Search the material for the string "this" and copy each line where it occurs.

───── Provided data

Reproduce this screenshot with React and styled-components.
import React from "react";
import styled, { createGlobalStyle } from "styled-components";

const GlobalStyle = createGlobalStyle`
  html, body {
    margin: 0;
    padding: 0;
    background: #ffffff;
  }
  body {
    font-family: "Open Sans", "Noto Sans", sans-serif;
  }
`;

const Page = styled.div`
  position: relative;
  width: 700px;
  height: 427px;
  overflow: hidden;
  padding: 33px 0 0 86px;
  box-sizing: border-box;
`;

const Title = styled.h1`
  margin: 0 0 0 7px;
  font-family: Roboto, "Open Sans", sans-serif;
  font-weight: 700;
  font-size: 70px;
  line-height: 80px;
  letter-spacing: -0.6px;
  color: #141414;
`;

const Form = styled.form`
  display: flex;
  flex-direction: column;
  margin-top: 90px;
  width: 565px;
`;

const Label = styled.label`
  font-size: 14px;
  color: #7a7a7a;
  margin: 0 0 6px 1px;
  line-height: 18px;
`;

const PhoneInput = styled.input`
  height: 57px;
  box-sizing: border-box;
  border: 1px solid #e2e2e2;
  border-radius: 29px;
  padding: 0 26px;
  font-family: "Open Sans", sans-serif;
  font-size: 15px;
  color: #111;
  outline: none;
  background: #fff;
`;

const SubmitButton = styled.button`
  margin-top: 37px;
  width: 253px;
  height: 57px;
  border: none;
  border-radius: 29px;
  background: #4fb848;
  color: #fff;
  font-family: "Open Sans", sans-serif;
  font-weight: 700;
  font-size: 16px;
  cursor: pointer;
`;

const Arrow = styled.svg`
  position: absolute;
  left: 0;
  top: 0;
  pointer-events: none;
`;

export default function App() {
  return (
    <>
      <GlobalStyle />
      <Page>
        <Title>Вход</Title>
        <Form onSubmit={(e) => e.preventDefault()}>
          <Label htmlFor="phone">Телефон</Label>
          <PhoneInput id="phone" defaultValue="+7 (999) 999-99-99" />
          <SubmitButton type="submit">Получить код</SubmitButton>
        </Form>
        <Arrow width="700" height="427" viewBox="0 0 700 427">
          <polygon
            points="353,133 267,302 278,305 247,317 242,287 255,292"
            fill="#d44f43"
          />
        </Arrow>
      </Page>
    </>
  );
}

──────────
───── Provided data

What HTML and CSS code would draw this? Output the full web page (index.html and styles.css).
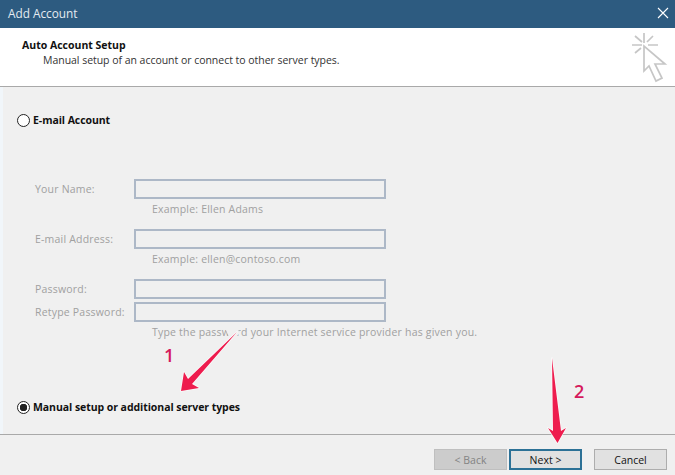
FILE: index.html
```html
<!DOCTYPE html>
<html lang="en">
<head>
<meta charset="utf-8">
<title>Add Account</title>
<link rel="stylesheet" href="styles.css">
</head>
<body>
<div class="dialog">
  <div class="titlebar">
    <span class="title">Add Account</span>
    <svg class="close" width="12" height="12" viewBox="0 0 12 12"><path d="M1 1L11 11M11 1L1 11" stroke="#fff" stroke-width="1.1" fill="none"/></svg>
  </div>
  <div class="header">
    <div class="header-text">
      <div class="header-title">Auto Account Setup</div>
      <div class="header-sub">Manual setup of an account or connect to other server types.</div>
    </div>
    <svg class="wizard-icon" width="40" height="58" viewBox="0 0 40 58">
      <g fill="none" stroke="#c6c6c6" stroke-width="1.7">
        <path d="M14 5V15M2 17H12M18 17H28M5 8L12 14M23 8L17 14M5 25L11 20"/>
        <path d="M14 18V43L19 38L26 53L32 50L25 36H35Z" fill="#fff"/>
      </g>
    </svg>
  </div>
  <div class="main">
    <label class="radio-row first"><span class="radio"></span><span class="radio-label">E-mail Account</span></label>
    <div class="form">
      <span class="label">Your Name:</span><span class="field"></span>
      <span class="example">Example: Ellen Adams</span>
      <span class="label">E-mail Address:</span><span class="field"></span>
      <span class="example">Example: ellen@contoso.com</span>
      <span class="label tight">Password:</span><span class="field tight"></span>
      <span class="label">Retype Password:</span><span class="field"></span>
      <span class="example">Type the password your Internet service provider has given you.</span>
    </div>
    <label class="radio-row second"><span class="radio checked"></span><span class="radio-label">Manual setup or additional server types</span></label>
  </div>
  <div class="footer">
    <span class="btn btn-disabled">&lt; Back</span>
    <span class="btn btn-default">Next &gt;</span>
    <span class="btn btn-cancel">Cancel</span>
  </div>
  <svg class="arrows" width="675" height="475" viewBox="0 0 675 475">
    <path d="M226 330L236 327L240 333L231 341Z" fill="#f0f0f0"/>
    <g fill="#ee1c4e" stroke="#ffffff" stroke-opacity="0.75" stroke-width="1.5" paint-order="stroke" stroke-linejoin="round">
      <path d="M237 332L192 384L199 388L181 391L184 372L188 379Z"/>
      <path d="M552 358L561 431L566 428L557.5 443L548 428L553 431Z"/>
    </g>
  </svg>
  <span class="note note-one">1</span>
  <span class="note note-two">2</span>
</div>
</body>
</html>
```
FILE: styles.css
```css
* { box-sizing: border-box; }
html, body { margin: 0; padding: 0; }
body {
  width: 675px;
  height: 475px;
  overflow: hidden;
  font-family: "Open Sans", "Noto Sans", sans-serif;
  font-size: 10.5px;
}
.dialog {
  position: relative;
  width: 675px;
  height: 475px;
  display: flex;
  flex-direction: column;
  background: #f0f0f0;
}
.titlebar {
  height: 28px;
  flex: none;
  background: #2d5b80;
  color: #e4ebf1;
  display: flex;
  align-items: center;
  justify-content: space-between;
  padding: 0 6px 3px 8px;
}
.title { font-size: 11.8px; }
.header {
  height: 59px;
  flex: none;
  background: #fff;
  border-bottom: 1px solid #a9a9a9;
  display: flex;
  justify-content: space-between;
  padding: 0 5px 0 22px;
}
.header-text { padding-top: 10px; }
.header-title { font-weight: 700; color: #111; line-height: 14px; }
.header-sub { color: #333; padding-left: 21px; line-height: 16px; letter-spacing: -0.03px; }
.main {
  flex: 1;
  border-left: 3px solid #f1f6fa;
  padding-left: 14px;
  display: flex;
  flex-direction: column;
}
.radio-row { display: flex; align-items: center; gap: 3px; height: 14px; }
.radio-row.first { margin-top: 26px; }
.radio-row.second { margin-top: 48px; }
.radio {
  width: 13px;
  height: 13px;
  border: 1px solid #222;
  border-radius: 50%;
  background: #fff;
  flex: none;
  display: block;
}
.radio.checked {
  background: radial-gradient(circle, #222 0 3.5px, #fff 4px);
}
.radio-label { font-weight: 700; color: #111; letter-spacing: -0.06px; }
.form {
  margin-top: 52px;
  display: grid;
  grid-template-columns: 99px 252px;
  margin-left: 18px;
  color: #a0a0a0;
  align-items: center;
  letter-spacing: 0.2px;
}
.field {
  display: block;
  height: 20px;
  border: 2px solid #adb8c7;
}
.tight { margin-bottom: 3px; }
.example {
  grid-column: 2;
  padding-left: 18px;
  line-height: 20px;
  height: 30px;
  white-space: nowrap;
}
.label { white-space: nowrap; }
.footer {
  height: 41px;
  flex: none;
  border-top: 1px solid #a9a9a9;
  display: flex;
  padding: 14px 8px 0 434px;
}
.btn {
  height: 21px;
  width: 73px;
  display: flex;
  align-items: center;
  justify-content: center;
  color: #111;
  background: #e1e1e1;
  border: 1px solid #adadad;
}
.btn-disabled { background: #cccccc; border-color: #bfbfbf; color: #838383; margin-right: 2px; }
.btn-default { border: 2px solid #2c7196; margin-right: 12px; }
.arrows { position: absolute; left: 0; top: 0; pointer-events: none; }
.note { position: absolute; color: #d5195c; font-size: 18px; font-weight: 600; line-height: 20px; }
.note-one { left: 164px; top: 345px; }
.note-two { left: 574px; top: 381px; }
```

──────────

• _Result_
Reproduce this screenshot with React and styled-components.
What HTML and CSS code would draw this? Output the full web page (index.html and styles.css).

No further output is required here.